### OBJECTIVE
Pull out every line below that contains the word "component".

### DATA TO PROCESS

· · · ·

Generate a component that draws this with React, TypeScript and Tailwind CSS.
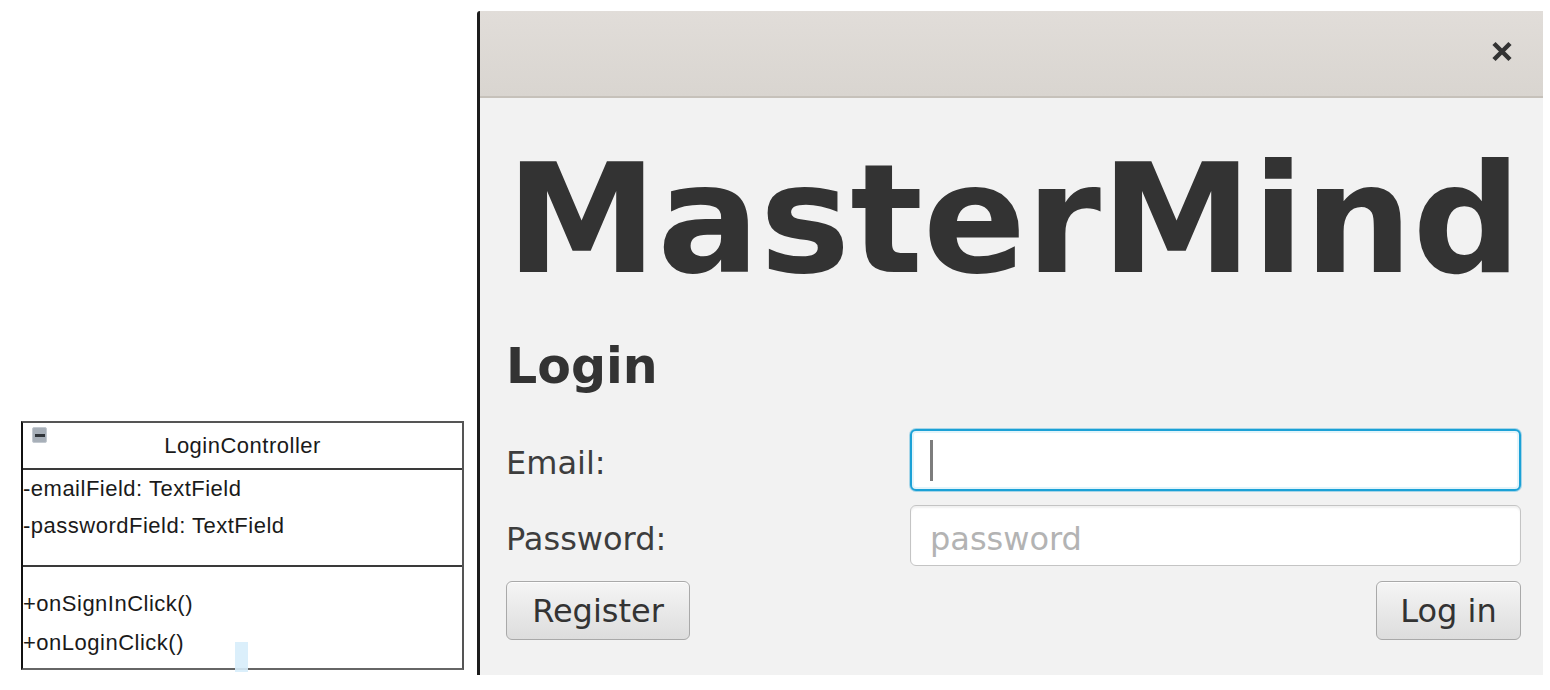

· · · ·

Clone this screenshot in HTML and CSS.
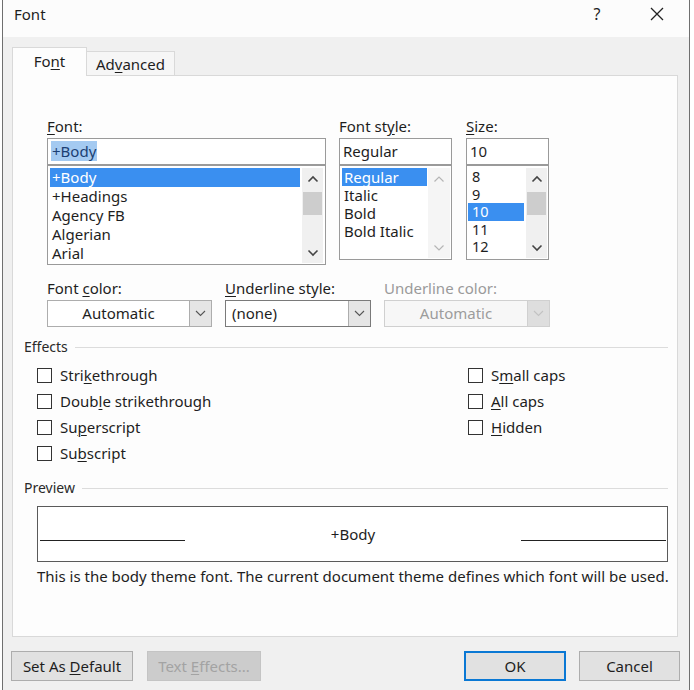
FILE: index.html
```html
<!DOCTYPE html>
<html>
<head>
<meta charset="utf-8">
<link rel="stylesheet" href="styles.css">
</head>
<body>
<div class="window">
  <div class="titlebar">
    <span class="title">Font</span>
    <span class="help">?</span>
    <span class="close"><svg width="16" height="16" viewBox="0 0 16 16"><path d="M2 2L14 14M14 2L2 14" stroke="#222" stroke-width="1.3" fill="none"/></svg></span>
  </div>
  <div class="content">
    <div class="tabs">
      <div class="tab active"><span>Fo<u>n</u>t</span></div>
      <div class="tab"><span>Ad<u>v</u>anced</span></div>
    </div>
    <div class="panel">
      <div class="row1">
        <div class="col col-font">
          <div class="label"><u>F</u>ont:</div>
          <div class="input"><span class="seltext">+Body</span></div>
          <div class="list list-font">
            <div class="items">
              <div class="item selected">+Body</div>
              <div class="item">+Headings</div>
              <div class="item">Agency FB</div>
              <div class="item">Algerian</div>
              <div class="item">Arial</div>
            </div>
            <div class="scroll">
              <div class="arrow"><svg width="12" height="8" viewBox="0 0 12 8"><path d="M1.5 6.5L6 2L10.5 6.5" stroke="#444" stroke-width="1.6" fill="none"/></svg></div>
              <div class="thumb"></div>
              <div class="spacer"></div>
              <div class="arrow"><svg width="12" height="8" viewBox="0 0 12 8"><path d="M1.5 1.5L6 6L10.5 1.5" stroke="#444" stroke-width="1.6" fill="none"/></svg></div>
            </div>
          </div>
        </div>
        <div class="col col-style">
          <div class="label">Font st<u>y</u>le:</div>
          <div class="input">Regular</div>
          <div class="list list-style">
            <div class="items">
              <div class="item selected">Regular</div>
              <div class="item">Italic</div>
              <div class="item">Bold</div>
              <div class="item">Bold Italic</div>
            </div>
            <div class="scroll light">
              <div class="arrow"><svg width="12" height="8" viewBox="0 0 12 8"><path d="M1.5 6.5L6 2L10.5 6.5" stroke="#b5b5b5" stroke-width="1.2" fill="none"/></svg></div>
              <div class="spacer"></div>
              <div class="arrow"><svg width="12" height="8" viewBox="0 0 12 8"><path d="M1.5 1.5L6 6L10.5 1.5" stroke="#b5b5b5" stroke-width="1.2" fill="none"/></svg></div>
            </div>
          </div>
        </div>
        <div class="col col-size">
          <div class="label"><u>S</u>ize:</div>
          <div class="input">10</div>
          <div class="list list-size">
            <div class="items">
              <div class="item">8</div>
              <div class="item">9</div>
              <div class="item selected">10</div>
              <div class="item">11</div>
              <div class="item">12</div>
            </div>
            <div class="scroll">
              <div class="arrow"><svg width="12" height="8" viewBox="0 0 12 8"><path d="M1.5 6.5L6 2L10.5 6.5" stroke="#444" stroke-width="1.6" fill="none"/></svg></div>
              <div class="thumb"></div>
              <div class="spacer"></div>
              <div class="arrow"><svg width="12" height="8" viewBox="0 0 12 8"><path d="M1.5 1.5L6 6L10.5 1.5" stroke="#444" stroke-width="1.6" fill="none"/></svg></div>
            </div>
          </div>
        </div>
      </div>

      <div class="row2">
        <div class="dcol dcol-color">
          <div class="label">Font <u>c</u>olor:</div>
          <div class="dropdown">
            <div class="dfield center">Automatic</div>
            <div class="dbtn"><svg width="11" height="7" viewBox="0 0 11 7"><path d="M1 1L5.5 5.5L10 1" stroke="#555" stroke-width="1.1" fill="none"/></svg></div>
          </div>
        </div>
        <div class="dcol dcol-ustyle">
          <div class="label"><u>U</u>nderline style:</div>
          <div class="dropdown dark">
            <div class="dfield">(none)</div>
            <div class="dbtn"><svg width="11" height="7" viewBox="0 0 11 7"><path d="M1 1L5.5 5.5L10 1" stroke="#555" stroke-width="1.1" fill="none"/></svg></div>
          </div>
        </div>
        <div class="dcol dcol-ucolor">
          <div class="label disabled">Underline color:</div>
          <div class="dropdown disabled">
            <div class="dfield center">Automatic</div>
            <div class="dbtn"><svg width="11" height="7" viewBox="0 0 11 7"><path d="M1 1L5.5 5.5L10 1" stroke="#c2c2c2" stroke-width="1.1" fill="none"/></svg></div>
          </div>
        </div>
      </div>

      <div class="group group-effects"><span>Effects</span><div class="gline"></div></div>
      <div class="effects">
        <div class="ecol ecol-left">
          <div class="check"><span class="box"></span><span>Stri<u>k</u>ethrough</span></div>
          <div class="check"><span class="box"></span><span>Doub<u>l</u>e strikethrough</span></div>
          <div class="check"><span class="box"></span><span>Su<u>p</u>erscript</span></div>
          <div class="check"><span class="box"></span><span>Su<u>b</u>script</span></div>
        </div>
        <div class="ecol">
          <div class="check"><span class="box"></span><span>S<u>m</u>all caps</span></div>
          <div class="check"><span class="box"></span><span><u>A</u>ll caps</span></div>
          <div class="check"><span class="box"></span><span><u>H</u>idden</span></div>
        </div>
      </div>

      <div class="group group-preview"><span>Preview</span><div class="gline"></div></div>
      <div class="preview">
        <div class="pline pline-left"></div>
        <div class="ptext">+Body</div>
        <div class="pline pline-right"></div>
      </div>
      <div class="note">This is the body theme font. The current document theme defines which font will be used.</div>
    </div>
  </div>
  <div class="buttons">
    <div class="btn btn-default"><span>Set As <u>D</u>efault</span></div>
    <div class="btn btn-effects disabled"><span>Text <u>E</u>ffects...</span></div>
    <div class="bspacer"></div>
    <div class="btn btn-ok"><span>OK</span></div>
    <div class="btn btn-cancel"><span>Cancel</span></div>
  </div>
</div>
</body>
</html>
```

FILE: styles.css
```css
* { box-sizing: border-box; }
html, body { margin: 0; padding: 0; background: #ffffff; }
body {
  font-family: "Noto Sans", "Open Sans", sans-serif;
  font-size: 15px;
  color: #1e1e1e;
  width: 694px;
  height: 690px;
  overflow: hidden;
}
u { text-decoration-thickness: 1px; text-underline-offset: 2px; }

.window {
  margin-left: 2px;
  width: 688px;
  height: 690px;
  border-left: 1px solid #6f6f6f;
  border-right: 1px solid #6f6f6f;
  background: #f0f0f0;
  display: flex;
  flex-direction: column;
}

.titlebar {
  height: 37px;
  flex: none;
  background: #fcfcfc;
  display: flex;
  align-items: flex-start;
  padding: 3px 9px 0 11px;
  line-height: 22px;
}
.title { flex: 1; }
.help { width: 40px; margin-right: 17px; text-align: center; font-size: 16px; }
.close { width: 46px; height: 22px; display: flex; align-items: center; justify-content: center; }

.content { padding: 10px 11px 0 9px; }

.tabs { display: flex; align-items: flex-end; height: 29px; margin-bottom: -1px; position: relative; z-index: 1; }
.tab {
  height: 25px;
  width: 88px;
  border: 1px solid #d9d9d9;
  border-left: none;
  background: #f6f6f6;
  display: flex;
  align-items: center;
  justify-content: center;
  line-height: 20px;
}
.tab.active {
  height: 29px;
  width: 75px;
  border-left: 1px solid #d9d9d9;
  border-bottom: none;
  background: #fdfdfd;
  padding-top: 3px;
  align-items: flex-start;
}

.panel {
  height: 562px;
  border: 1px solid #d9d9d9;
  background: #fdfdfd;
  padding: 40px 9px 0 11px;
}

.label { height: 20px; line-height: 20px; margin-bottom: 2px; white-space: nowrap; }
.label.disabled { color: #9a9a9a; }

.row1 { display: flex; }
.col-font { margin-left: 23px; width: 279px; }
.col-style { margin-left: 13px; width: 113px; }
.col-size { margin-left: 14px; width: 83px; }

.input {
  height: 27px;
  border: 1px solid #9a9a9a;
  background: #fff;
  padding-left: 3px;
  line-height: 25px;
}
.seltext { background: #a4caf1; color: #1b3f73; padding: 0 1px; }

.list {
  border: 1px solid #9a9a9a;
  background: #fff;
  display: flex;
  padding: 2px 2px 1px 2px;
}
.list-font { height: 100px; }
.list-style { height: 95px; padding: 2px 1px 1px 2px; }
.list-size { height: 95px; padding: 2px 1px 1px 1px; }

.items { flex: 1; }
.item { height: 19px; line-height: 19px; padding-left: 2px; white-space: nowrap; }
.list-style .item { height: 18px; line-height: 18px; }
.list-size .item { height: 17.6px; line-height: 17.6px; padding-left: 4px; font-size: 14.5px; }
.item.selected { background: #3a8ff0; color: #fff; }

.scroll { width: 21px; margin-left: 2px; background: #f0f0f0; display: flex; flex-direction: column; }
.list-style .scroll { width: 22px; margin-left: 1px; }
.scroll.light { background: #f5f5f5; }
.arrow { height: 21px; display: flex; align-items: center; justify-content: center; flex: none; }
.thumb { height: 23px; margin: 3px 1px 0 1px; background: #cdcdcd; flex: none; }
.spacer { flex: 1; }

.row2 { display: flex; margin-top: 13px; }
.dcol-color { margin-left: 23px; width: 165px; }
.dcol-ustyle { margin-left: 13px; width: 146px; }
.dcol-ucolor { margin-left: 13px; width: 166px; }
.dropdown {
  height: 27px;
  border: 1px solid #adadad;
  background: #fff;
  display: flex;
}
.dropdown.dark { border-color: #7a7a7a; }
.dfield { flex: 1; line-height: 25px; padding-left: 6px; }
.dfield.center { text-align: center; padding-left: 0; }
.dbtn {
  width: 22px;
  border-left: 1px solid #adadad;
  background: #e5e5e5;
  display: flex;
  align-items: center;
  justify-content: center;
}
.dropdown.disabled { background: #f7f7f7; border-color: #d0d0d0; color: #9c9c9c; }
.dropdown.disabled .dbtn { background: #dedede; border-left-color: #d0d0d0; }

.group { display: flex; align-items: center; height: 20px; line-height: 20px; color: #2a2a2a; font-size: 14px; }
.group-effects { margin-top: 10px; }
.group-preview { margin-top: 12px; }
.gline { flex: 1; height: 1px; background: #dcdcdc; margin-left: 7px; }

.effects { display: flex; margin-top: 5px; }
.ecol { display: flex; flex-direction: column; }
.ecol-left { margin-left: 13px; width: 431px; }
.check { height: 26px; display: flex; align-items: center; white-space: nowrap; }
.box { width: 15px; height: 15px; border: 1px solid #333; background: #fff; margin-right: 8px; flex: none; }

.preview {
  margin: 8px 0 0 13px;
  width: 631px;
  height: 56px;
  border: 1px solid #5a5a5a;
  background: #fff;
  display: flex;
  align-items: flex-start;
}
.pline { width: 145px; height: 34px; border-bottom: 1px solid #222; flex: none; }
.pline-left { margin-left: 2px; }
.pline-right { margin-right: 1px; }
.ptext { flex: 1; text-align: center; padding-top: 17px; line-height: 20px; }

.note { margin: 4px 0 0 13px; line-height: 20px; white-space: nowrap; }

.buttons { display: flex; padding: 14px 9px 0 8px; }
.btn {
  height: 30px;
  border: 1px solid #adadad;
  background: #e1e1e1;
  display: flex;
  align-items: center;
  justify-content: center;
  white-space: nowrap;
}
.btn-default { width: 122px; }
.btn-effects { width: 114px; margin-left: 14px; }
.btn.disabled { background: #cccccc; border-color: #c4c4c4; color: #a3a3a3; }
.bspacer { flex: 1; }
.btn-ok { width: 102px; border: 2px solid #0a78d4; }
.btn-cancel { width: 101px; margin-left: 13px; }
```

· · · ·

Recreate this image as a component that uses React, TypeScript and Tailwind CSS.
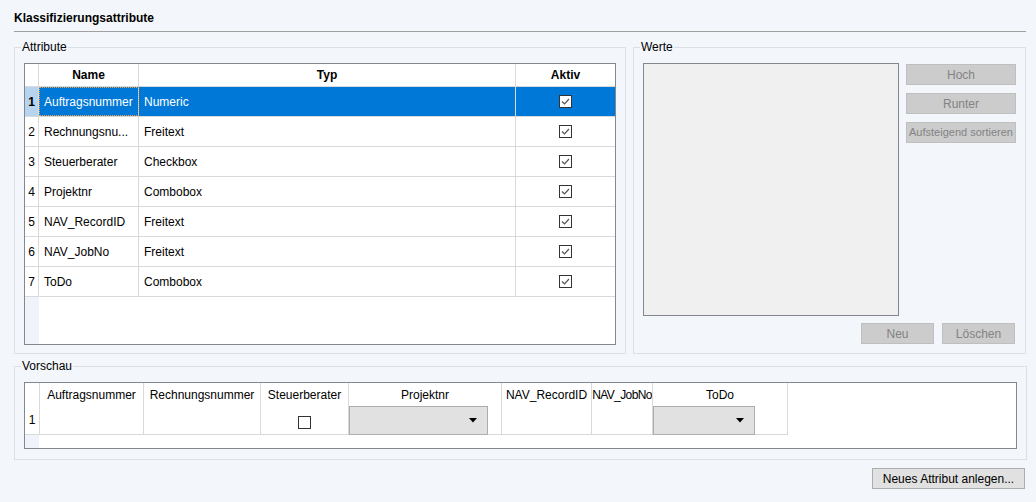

· · · ·

### RESPONSE BELOW
Generate a component that draws this with React, TypeScript and Tailwind CSS.
Recreate this image as a component that uses React, TypeScript and Tailwind CSS.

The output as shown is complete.